Many cite this film as the definitive adaptation of Roald Dahl’s 1964 novel “Charlie and the Chocolate Factory.” However, the movie received mixed reviews upon release.
Dahl himself disowned the film because of Wilder’s casting and the deviations from the source material.
This begs the question: Is “Willy Wonka & the Chocolate Factory” really the masterwork of cinema many claim it to be?
Most of us know the story. Willy Wonka, a reclusive yet genius candy-maker, places golden tickets in five random chocolate bars with the promise that the recipients will receive a tour of his mysterious factory and a lifetime supply of chocolate. The five lucky kids include the glutinous Augustus Gloop (Michael Bollner), the gum chewing, competitive Violet Beauregarde (Denise Nickerson), the spoiled Veruca Salt (Julie Dawn Cole), the TV obsessed Mike Teavee (Paris Themmen) and Charlie Bucket (Peter Ostrum). Once inside, we are introduced to a factory like no other, full of multi-directional elevators, an Oompa Loompa workforce and a room with edible assortments of nearly everything. The film is decorated with colorful props and costumes to exemplify how otherworldly Wonka’s factory is.
The strongest aspects of this movie are the performances and the music. The child actors take on their roles with ease, displaying a balance between their character’s larger-than-life characteristics while still behaving like actual kids.
Wilder plays an energetic Wonka that toys between reclusive maniac and softhearted wizard. His decisions seem completely improvised at times, while still being a part of some master plan.

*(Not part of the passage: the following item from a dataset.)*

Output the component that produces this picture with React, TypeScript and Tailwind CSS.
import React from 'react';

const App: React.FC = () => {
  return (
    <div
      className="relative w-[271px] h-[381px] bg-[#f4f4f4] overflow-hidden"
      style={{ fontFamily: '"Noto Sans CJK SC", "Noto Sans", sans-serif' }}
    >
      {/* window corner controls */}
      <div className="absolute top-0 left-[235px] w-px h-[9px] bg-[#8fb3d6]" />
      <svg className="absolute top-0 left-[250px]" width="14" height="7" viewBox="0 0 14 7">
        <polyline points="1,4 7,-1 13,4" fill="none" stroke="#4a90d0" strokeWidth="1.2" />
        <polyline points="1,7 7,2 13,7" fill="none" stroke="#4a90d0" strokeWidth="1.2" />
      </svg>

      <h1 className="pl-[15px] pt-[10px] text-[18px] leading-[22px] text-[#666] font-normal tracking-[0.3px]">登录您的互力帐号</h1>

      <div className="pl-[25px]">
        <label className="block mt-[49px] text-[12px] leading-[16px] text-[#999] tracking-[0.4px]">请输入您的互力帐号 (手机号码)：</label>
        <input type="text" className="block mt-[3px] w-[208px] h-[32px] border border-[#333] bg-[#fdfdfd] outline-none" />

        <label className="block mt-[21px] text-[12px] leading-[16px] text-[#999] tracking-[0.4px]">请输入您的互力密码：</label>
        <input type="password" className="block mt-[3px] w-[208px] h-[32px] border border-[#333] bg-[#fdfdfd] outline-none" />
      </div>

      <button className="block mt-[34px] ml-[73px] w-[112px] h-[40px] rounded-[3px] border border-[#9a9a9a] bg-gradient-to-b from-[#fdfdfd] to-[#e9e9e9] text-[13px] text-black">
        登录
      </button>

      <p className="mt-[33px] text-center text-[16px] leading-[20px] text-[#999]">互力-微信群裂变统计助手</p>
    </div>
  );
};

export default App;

He is as much a deceiver as he is a too-honest child, an awkward jokester or a meticulous puppet master.
The magic of “Wonka” lies in the musical numbers throughout the film. From the opening “Candy Man” to the classic “Pure Imagination,” the Academy Award-nominated arrangements, composed by Leslie Bricusse and Anthony Newley, are charming, witty and unforgettable. “Pure Imagination” is a psychedelic orchestral arrangement that embodies Wilder’s Wonka. As he sings and gleefully glides through his factory, you get the sense that every day is like Christmas morning inside his factory.
The film’s biggest flaw is how far away it often strays from its source material. I personally don’t mind when a director uses his own interpretation of the source and creates a better movie experience. However, great moments from the novel are changed for the worse or omitted altogether, such as the “bad nut” scene.
In the novel, the spoiled Veruca Salt wants to steal a nut-testing squirrel. After the squirrel determines that Veruca is a “bad nut,” the squirrels send her down the garbage chute. In the film, the whole situation becomes a “bad egg” scene involving magic geese.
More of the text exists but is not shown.